In Anjou, Cabernet also had splendid potential. Philippe Germain, owner of Château de la Roulerie said, “Eighty percent of my production is white, but for me, 2011 is a vintage of the Cabernet Franc. Low acidity, superb ripeness due to this amazing September month, quite a good volume of juice—that balance that maybe we didn’t get unfortunately for the Chenin Blanc.” By the time Germain could begin harvesting Chenin in early September, gray rot had already proliferated. Germain felt he did not have the balance of sugar and acidity necessary for a Coteaux du Layon Chaume dessert bottling.
Pierre-Jean Sauvion makes Muscadet at Château du Cléray and Chenin Blanc under the Bonnezeaux appellation at Château de Fesles; despite challenges, he was pleased with both. Good weather in late September and mid-October allowed his Chenin grapes time to ripen for dessert wine, but the Melon de Bourgogne grapes for Muscadet were not afforded the same luxury. He had to implement rigorous selection in the vineyard to clear out rotten grapes, and yields were low.
The 2011 harvest has most Rhône vintners exceedingly optimistic for a third straight outstanding year, though a handful rued some late rains and heat that blemished what could have been a perfect growing season.
As with most French wine regions in 2011, the Rhône’s growing season was marked by a very warm and dry spring, which led vineyards to shoot out at a rapid pace. “But July was unseasonably cold and that slowed things down significantly,” said Nicole Sierra-Rolet of Chêne Bleu, located in the Ventoux of the Southern Rhône, where Grenache is the lead red grape.
The heat returned in August, however, leading to some shriveled berries and stalled ripening. Luckily, early-September rains helped cool off the vineyards before a long Indian summer ran through October, allowing the grapes to ripen fully. “Each winery could choose between harvesting quite early to keep a natural acidity and a classic balance, or harvest very ripe for a more modern style,” said Thierry Sabon of Clos du Mont-Olivet in Châteauneuf-du-Pape.
“The early autumn weather was invaluable. I did bleed some tanks for concentration, and more than ever I retained stems to add density to the wines,” said Isabel Ferrando of Domaine St.-Préfert in Châteauneuf-du-Pape, who compares the vintage to 2000 and 1998 in style. Most growers in the south reported normal yields.
Grenache grapes hang on the vine, waiting to be picked, at Le Paradou in the Côtes du Luberon. (Photo by Jon-David Headrick)

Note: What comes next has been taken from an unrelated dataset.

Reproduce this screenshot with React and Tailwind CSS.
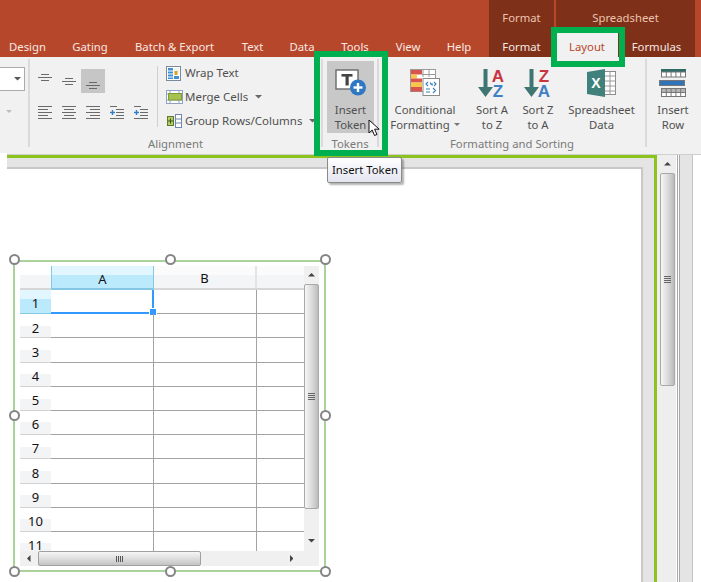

In the northern section of the valley, where Syrah is the lead red variety, the vintage also looks excellent, though some winegrowers sounded a note of disappointment at just missing a truly great harvest. “In mid-August, the vineyards were correct, but nothing more. Then outstanding weather cleared the vineyards of disease pressure and concentrated the grapes. At the start of September things looked absolutely splendid,” said Philippe Guigal of the E. Guigal estate and négociant based in Ampuis. “But two heavy rains in early September damaged the potential by dilution.”
Higher yields put a premium on vineyard maintenance, as parcels carrying higher crop loads can exacerbate the dilution from the early September rains. “The yield this year was high,” said Stéphane Ogier. “More than ever, green harvesting will be critical to making the top wines. ”
Northern Rhône whites also look strong, with many picked before the early September rains. “The vintage is rich as we harvested parcels in Condrieu at more than 14 degrees [potential alcohol] Aug. 31, but we had a good freshness because of this unusually early picking,” said Paul Amsellem of Domaine Georges Vernay. “We are very happy with the vintage.”